(PROMPT): Reproduce the records that follow in full, excluding any picture they contain.

-- Begin ENTRIES SHOWN --

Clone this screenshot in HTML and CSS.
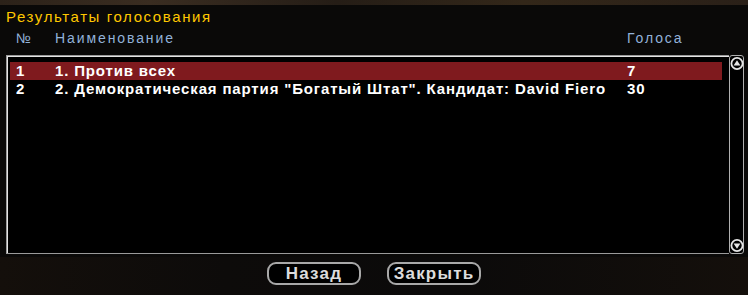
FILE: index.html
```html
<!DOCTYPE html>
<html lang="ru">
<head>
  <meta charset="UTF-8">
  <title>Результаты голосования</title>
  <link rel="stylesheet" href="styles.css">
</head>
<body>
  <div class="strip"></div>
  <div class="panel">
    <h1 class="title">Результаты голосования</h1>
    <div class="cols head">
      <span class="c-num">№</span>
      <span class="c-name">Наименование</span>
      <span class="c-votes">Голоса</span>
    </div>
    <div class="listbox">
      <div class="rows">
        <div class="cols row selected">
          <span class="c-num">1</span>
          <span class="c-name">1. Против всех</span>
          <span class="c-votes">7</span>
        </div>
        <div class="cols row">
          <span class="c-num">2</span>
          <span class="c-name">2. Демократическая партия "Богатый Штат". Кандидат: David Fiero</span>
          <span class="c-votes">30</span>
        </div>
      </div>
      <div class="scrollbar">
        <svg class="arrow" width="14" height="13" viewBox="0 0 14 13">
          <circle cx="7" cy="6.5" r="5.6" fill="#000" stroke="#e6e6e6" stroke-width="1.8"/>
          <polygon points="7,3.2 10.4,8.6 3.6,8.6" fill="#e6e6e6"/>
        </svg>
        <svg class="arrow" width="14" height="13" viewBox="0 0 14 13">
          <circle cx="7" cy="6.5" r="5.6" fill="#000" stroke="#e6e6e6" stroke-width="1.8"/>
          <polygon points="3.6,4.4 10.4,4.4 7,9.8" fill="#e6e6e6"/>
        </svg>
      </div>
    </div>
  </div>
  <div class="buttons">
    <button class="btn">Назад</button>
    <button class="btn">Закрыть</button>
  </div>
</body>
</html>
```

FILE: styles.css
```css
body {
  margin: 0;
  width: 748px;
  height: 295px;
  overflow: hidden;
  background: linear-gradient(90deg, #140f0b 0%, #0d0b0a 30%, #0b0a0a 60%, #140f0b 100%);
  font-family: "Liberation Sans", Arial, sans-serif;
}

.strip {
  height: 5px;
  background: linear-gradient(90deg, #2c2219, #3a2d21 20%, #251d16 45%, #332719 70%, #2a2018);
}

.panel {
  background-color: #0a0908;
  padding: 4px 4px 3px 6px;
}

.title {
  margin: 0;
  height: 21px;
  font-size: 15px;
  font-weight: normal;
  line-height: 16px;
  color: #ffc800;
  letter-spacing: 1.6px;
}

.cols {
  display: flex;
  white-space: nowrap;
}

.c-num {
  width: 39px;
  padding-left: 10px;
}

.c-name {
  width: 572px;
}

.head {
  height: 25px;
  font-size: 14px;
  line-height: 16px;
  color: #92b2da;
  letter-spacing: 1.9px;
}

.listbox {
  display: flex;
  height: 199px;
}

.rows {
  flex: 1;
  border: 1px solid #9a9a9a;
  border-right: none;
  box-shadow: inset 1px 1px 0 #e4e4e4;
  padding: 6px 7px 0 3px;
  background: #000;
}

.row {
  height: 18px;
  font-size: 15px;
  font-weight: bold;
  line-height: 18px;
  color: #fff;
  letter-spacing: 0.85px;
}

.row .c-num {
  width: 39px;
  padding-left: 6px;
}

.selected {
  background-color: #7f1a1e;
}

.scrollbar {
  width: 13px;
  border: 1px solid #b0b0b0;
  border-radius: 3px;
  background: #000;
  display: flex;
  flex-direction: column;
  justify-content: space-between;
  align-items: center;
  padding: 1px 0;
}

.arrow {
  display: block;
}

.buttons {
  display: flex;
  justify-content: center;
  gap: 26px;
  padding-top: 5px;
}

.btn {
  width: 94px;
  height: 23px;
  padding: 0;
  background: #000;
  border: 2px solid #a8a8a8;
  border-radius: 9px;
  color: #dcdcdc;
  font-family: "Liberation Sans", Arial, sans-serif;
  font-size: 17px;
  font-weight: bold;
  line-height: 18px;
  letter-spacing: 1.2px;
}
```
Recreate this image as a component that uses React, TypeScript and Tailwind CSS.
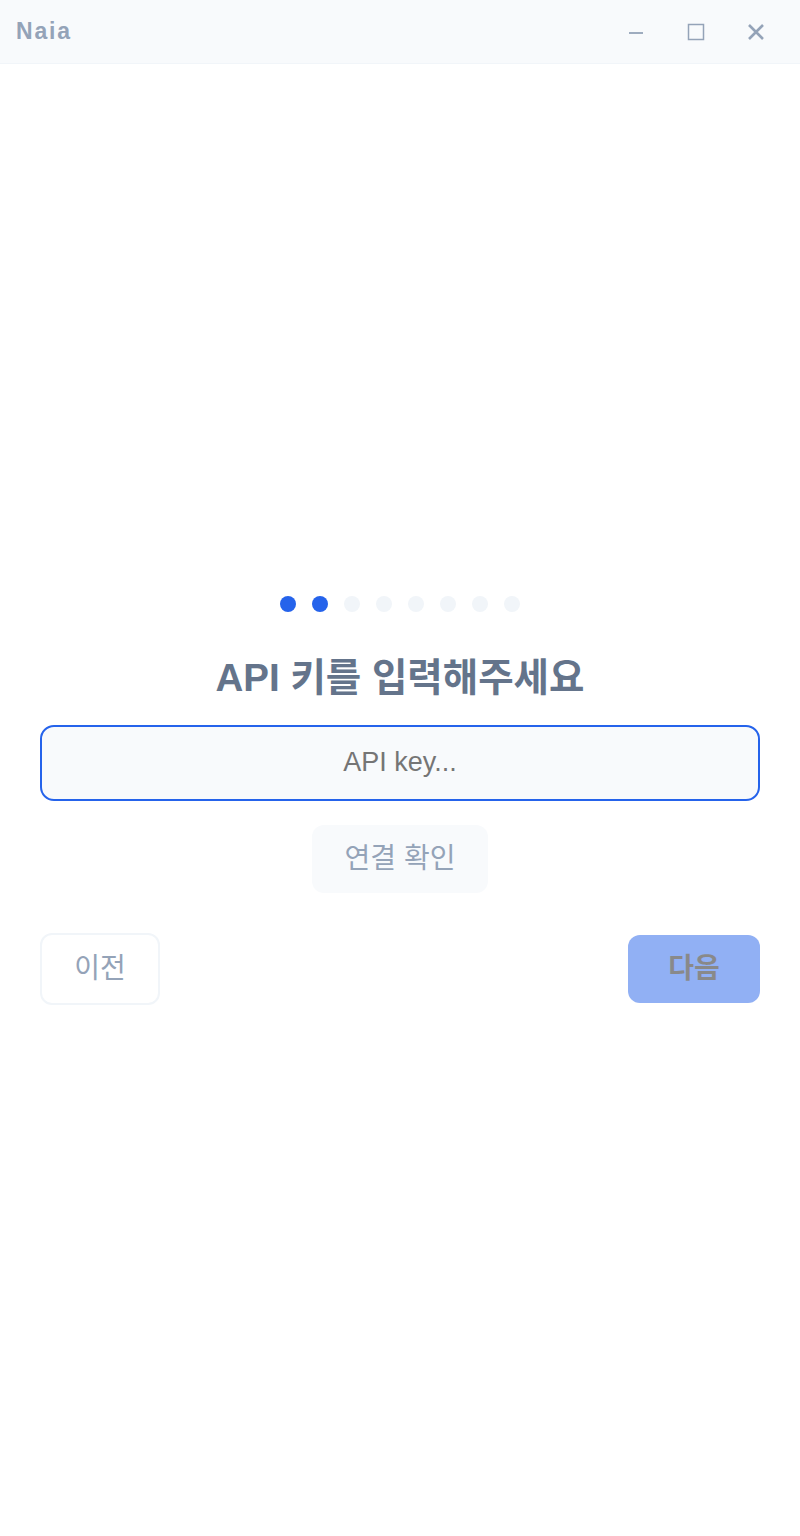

-- End ENTRIES SHOWN --

(COMPLETED EXERCISE):
Clone this screenshot in HTML and CSS.
FILE: index.html
```html
<!DOCTYPE html>
<html lang="ru">
<head>
  <meta charset="UTF-8">
  <title>Результаты голосования</title>
  <link rel="stylesheet" href="styles.css">
</head>
<body>
  <div class="strip"></div>
  <div class="panel">
    <h1 class="title">Результаты голосования</h1>
    <div class="cols head">
      <span class="c-num">№</span>
      <span class="c-name">Наименование</span>
      <span class="c-votes">Голоса</span>
    </div>
    <div class="listbox">
      <div class="rows">
        <div class="cols row selected">
          <span class="c-num">1</span>
          <span class="c-name">1. Против всех</span>
          <span class="c-votes">7</span>
        </div>
        <div class="cols row">
          <span class="c-num">2</span>
          <span class="c-name">2. Демократическая партия "Богатый Штат". Кандидат: David Fiero</span>
          <span class="c-votes">30</span>
        </div>
      </div>
      <div class="scrollbar">
        <svg class="arrow" width="14" height="13" viewBox="0 0 14 13">
          <circle cx="7" cy="6.5" r="5.6" fill="#000" stroke="#e6e6e6" stroke-width="1.8"/>
          <polygon points="7,3.2 10.4,8.6 3.6,8.6" fill="#e6e6e6"/>
        </svg>
        <svg class="arrow" width="14" height="13" viewBox="0 0 14 13">
          <circle cx="7" cy="6.5" r="5.6" fill="#000" stroke="#e6e6e6" stroke-width="1.8"/>
          <polygon points="3.6,4.4 10.4,4.4 7,9.8" fill="#e6e6e6"/>
        </svg>
      </div>
    </div>
  </div>
  <div class="buttons">
    <button class="btn">Назад</button>
    <button class="btn">Закрыть</button>
  </div>
</body>
</html>
```

FILE: styles.css
```css
body {
  margin: 0;
  width: 748px;
  height: 295px;
  overflow: hidden;
  background: linear-gradient(90deg, #140f0b 0%, #0d0b0a 30%, #0b0a0a 60%, #140f0b 100%);
  font-family: "Liberation Sans", Arial, sans-serif;
}

.strip {
  height: 5px;
  background: linear-gradient(90deg, #2c2219, #3a2d21 20%, #251d16 45%, #332719 70%, #2a2018);
}

.panel {
  background-color: #0a0908;
  padding: 4px 4px 3px 6px;
}

.title {
  margin: 0;
  height: 21px;
  font-size: 15px;
  font-weight: normal;
  line-height: 16px;
  color: #ffc800;
  letter-spacing: 1.6px;
}

.cols {
  display: flex;
  white-space: nowrap;
}

.c-num {
  width: 39px;
  padding-left: 10px;
}

.c-name {
  width: 572px;
}

.head {
  height: 25px;
  font-size: 14px;
  line-height: 16px;
  color: #92b2da;
  letter-spacing: 1.9px;
}

.listbox {
  display: flex;
  height: 199px;
}

.rows {
  flex: 1;
  border: 1px solid #9a9a9a;
  border-right: none;
  box-shadow: inset 1px 1px 0 #e4e4e4;
  padding: 6px 7px 0 3px;
  background: #000;
}

.row {
  height: 18px;
  font-size: 15px;
  font-weight: bold;
  line-height: 18px;
  color: #fff;
  letter-spacing: 0.85px;
}

.row .c-num {
  width: 39px;
  padding-left: 6px;
}

.selected {
  background-color: #7f1a1e;
}

.scrollbar {
  width: 13px;
  border: 1px solid #b0b0b0;
  border-radius: 3px;
  background: #000;
  display: flex;
  flex-direction: column;
  justify-content: space-between;
  align-items: center;
  padding: 1px 0;
}

.arrow {
  display: block;
}

.buttons {
  display: flex;
  justify-content: center;
  gap: 26px;
  padding-top: 5px;
}

.btn {
  width: 94px;
  height: 23px;
  padding: 0;
  background: #000;
  border: 2px solid #a8a8a8;
  border-radius: 9px;
  color: #dcdcdc;
  font-family: "Liberation Sans", Arial, sans-serif;
  font-size: 17px;
  font-weight: bold;
  line-height: 18px;
  letter-spacing: 1.2px;
}
```
Recreate this image as a component that uses React, TypeScript and Tailwind CSS.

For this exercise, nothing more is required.